NL Architects are not avers to irony either. Typologically, the contemporary cinema is first and foremost a box where, temporarily shut off from physical reality, you can project yourself into the mostly recognizable but virtual reality of the film. In Hollywood productions, the illusion of reality has become a goal in itself. Awareness of a physical environment would only negate the bombardment of special effects: slick, unpretentious amusement. Cinecenter is not this kind of cinema. The Cinecenter shows critical, intelligent films for a discerning, intelligent public. The interventions of NL bring about an alienating Droste effect: on entering, the voyeuristic cinemagoer suddenly seems to be spied on from all sides by the eye of the architect. The hunter gets hunted. The architect’s jokes in the various spaces of the cinema are a release for those for whom the films were overly serious. In the foyer I read profound significance in the manifold use of circles (a taboo: Wenn der Architekt nicht weiss, macht er ein Kreis [when the architect doesn’t know what to do, he makes a circle] ). In combination with the cowhide stools and the milk-white padded wall, the origin seems to be terribly simple: the Netherlands is made of cheese and NL Architects design in a Dutch way.3 Wim T. Schippers succeeded in finding a high-paying audience for a stage play performed exclusively by sheepdogs. The intelligent audience imagined there was some deep meaning to it, had a splendid time and Wim had a good laugh at their expense. This same public that goes to see films at the Cinecenter. And I am one of them.
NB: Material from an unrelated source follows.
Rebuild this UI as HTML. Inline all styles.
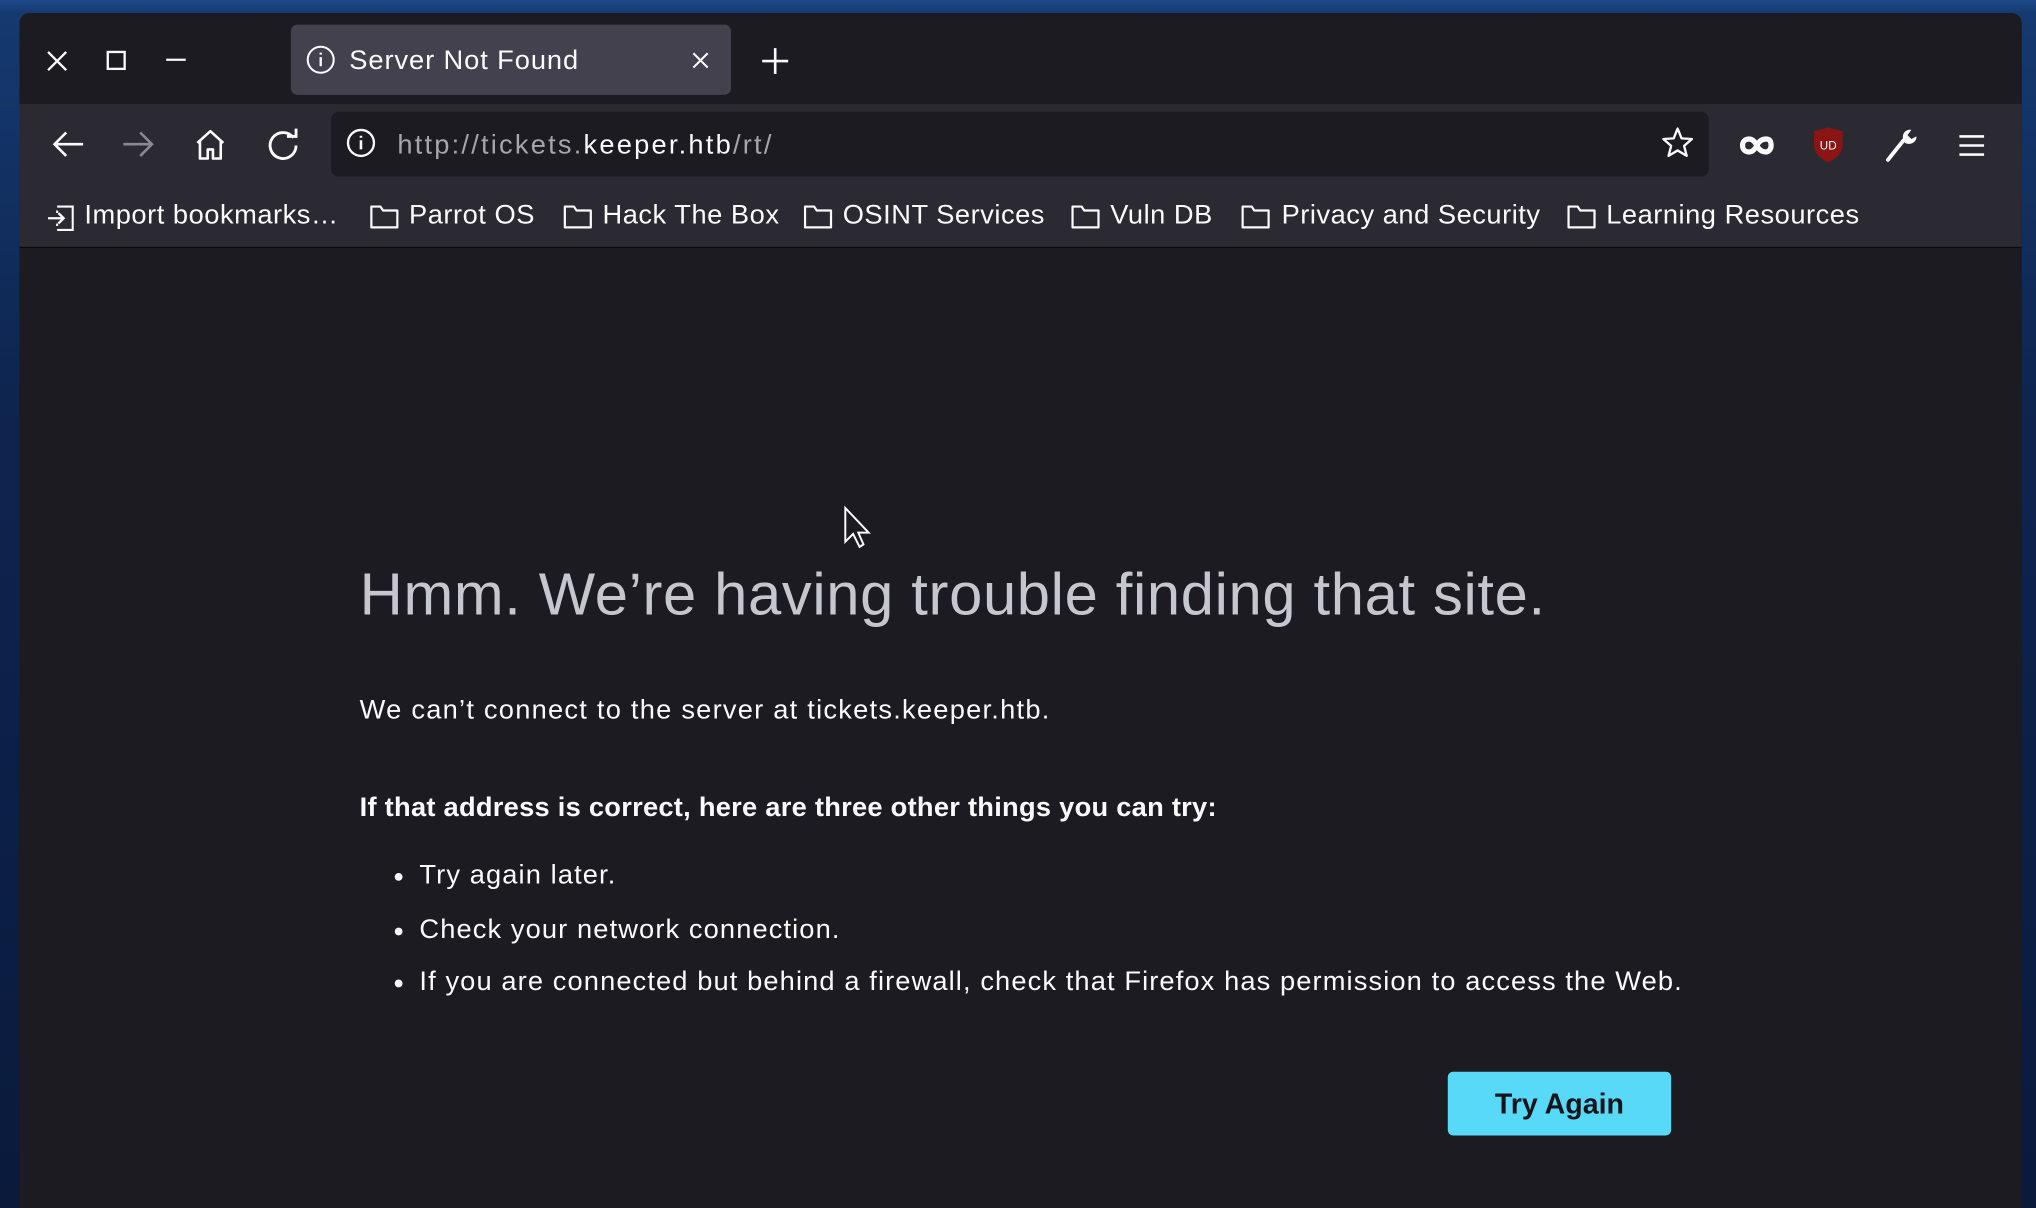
<!DOCTYPE html>
<html><head><meta charset="utf-8"><style>
html,body{margin:0;padding:0;width:2036px;height:1190px;overflow:hidden;background:#0b1a3a;}
#w{position:absolute;left:0;top:0;width:1568px;height:916px;transform:scale(1.29847,1.29913);transform-origin:0 0;
background:linear-gradient(180deg,#1d4a8a 0,#153a70 10px,#0e2550 300px,#0a1a3c 916px);font-family:"Liberation Sans",sans-serif;}
.win{position:absolute;left:15px;top:10px;width:1542px;height:920px;background:#1c1b22;border-radius:8px 8px 0 0;overflow:hidden;}
.tabs{position:absolute;left:0;top:0;width:100%;height:70px;background:#1c1b22;}
.tab{position:absolute;left:209px;top:9px;width:339px;height:54px;background:#42414d;border-radius:5px;}
.tab span{position:absolute;left:45px;top:16px;font-size:21px;color:#fbfbfe;letter-spacing:0.7px;}
.tb{position:absolute;left:0;top:70px;width:100%;height:110px;background:#2b2a33;border-bottom:1px solid #0c0c0f;}
.url{position:absolute;left:240px;top:6px;width:1061px;height:50px;background:#1c1b22;border-radius:6px;}
.url .t{position:absolute;left:51px;top:14px;font-size:21px;color:#a5a5ad;letter-spacing:1.7px;}
.url .t b{color:#fbfbfe;font-weight:normal;}
.bm{position:absolute;top:74px;font-size:21px;color:#fbfbfe;white-space:nowrap;letter-spacing:0.4px;}
svg{position:absolute;overflow:visible;}
.c{position:absolute;left:262px;color:#fbfbfe;}
h1{position:absolute;left:262px;top:420px;margin:0;font-size:46px;font-weight:300;color:#c6c6ce;letter-spacing:0.5px;white-space:nowrap;}
.p{font-size:21px;letter-spacing:0.85px;white-space:nowrap;}
.btn{position:absolute;left:1100px;top:815px;width:172px;height:49px;background:#57d9f7;border-radius:4px;color:#15141a;font-weight:bold;font-size:22px;text-align:center;line-height:49px;}
.dot{position:absolute;left:27px;top:10px;width:6px;height:6px;border-radius:3px;background:#fbfbfe;}
</style></head><body><div id="w">
<div class="win">
 <div class="tabs">
  <svg width="20" height="20" style="left:20px;top:28px"><path d="M2 2L16 16M16 2L2 16" stroke="#fbfbfe" stroke-width="1.8"/></svg>
  <svg width="20" height="20" style="left:67px;top:29px"><rect x="1" y="1" width="13" height="13" fill="none" stroke="#fbfbfe" stroke-width="1.8"/></svg>
  <svg width="20" height="20" style="left:112px;top:28px"><path d="M1 8H16" stroke="#fbfbfe" stroke-width="1.8"/></svg>
  <div class="tab">
   <svg width="24" height="24" style="left:12px;top:15px"><circle cx="11" cy="12" r="10" fill="none" stroke="#fbfbfe" stroke-width="1.6"/><path d="M11 10V17M11 6.5V8" stroke="#fbfbfe" stroke-width="1.8"/></svg>
   <span>Server Not Found</span>
   <svg width="16" height="16" style="left:309px;top:21px"><path d="M1 1L12 12M12 1L1 12" stroke="#fbfbfe" stroke-width="1.6"/></svg>
  </div>
  <svg width="22" height="22" style="left:572px;top:27px"><path d="M10 0V20M0 10H20" stroke="#fbfbfe" stroke-width="2"/></svg>
 </div>
 <div class="tb">
  <svg width="26" height="24" style="left:25px;top:20px"><path d="M24 11H2M11 2L2 11L11 20" fill="none" stroke="#fbfbfe" stroke-width="2"/></svg>
  <svg width="26" height="24" style="left:80px;top:20px"><path d="M0 11H22M13 2L22 11L13 20" fill="none" stroke="#8a8990" stroke-width="2"/></svg>
  <svg width="26" height="26" style="left:135px;top:19px"><path d="M2 11L12 2L22 11M4 9V23H10V16H14V23H20V9" fill="none" stroke="#fbfbfe" stroke-width="2" stroke-linejoin="round"/></svg>
  <svg width="26" height="26" style="left:191px;top:19px"><path d="M20 7A10 10 0 1 0 22 13" fill="none" stroke="#fbfbfe" stroke-width="2.2"/><path d="M15 6H22V0" fill="none" stroke="#fbfbfe" stroke-width="2.2"/></svg>
  <div class="url">
   <svg width="26" height="26" style="left:12px;top:12px"><circle cx="11" cy="12" r="10" fill="none" stroke="#fbfbfe" stroke-width="1.8"/><path d="M11 10V17M11 6.5V8" stroke="#fbfbfe" stroke-width="2"/></svg>
   <div class="t">http://tickets.<b>keeper.htb</b>/rt/</div>
   <svg width="26" height="26" style="left:1025px;top:12px"><path d="M12 1L15 8.5L23 9L17 14.3L19 22L12 17.8L5 22L7 14.3L1 9L9 8.5Z" fill="none" stroke="#fbfbfe" stroke-width="1.8" stroke-linejoin="round"/></svg>
  </div>
  <svg width="28" height="16" style="left:1325px;top:25px"><path d="M7 2C3 2 2 5 2 7C2 10 4 12 7 12C10 12 12 9 13 7C14 5 16 2 20 2C23 2 24 4 24 7C24 10 22 12 20 12C16 12 14 9 13 7C12 5 10 2 7 2Z" fill="none" stroke="#fbfbfe" stroke-width="4"/></svg>
  <svg width="26" height="30" style="left:1381px;top:17px"><path d="M12 1L23 4V15C23 21 17 26 12 28C7 26 1 21 1 15V4Z" fill="#8b1512"/><text x="12" y="18" font-size="9" fill="#fff" text-anchor="middle" font-family="Liberation Sans">UD</text></svg>
  <svg width="26" height="28" style="left:1437px;top:19px"><path d="M2 24L14 9" stroke="#fbfbfe" stroke-width="3" stroke-linecap="round"/><path d="M14 9C12 4 16 0 20 1L17 5L20 8L24 6C24 11 19 13 15 11" fill="#fbfbfe"/></svg>
  <svg width="22" height="20" style="left:1494px;top:23px"><path d="M0 2H19M0 9H19M0 16H19" stroke="#fbfbfe" stroke-width="2"/></svg>
  <svg width="24" height="22" style="left:21px;top:76px"><path d="M8 3H20V21H8M8 18V16M8 8V6" fill="none" stroke="#fbfbfe" stroke-width="1.6"/><path d="M1 12H13M9 8L13 12L9 16" fill="none" stroke="#fbfbfe" stroke-width="1.8"/></svg>
  <div class="bm" style="left:50px">Import bookmarks…</div>
  <svg width="24" height="22" style="left:270px;top:76px"><path d="M1 3H8L10 6H21V19H1Z" fill="none" stroke="#fbfbfe" stroke-width="1.7" stroke-linejoin="round"/></svg><div class="bm" style="left:300px">Parrot OS</div>
  <svg width="24" height="22" style="left:419px;top:76px"><path d="M1 3H8L10 6H21V19H1Z" fill="none" stroke="#fbfbfe" stroke-width="1.7" stroke-linejoin="round"/></svg><div class="bm" style="left:449px">Hack The Box</div>
  <svg width="24" height="22" style="left:604px;top:76px"><path d="M1 3H8L10 6H21V19H1Z" fill="none" stroke="#fbfbfe" stroke-width="1.7" stroke-linejoin="round"/></svg><div class="bm" style="left:634px">OSINT Services</div>
  <svg width="24" height="22" style="left:810px;top:76px"><path d="M1 3H8L10 6H21V19H1Z" fill="none" stroke="#fbfbfe" stroke-width="1.7" stroke-linejoin="round"/></svg><div class="bm" style="left:840px">Vuln DB</div>
  <svg width="24" height="22" style="left:941px;top:76px"><path d="M1 3H8L10 6H21V19H1Z" fill="none" stroke="#fbfbfe" stroke-width="1.7" stroke-linejoin="round"/></svg><div class="bm" style="left:972px">Privacy and Security</div>
  <svg width="24" height="22" style="left:1192px;top:76px"><path d="M1 3H8L10 6H21V19H1Z" fill="none" stroke="#fbfbfe" stroke-width="1.7" stroke-linejoin="round"/></svg><div class="bm" style="left:1222px">Learning Resources</div>
 </div>
 <h1>Hmm. We’re having trouble finding that site.</h1>
 <div class="c p" style="top:525px;letter-spacing:0.95px">We can’t connect to the server at tickets.keeper.htb.</div>
 <div class="c p" style="top:600px;font-weight:bold;letter-spacing:0.2px">If that address is correct, here are three other things you can try:</div>
 <div class="c p" style="top:652px"><i class="dot"></i><span style="margin-left:46px">Try again later.</span></div>
 <div class="c p" style="top:694px"><i class="dot"></i><span style="margin-left:46px">Check your network connection.</span></div>
 <div class="c p" style="top:734px"><i class="dot"></i><span style="margin-left:46px">If you are connected but behind a firewall, check that Firefox has permission to access the Web.</span></div>
 <div class="btn">Try Again</div>
 <svg width="24" height="34" style="left:635px;top:380px"><path d="M1 1V27L7 21L12 31L15 29L11 20H19Z" fill="#1c1b22" stroke="#fbfbfe" stroke-width="1.5"/></svg>
</div>
</div></body></html>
While in the abovementioned examples irony is a means of design, an escape from the prevailing ideology, with Körmeling it seems to be an end in itself, often proclaimed as a new ideology. He also stands out as a fifty-year-old who at times behaves like a naughty young puppy. The little pioneer’s house is part of a series of little huts by which he comments on architectural or social issues. Like a great deal of his architectural designs, few of the works in this series have been realized. Perhaps the most famous example is the prefab hut he proposed to place on top of Piet Blom’s cube dwellings. Blom was to be allowed to remove it as soon as he thought that his work was finished.
In principle, irony has a conscious author and a sympathetic public. When the irony is not understood, the game falls flat on its face. But what happens if the public senses the presence of irony but the author is not aware of it? Something like this must be the case with Erick van Egeraat. His work is rich enough to be ascribed meaning. But if I am to believe his monograph, he has not consciously put it in. Six ideas about architecture, which can be summarized as: ‘Architects should just get on and make tasteful buildings.’4
Körmeling comments on a history that he himself has written. He has devised a splendid construction that turns back time. The pioneer’s house refers to a style known in the United States as ‘Dutch Colonial’. However, the way in which he deals with scale and materials is derived from the idiom of Walt Disney. And this icon, the product of a forgotten piece of Dutch history, is brought back to a homeland that it has never known, and then disguised in a Disney costume on order to help the present-day Dutch rediscover their craving for freedom. A round of applause.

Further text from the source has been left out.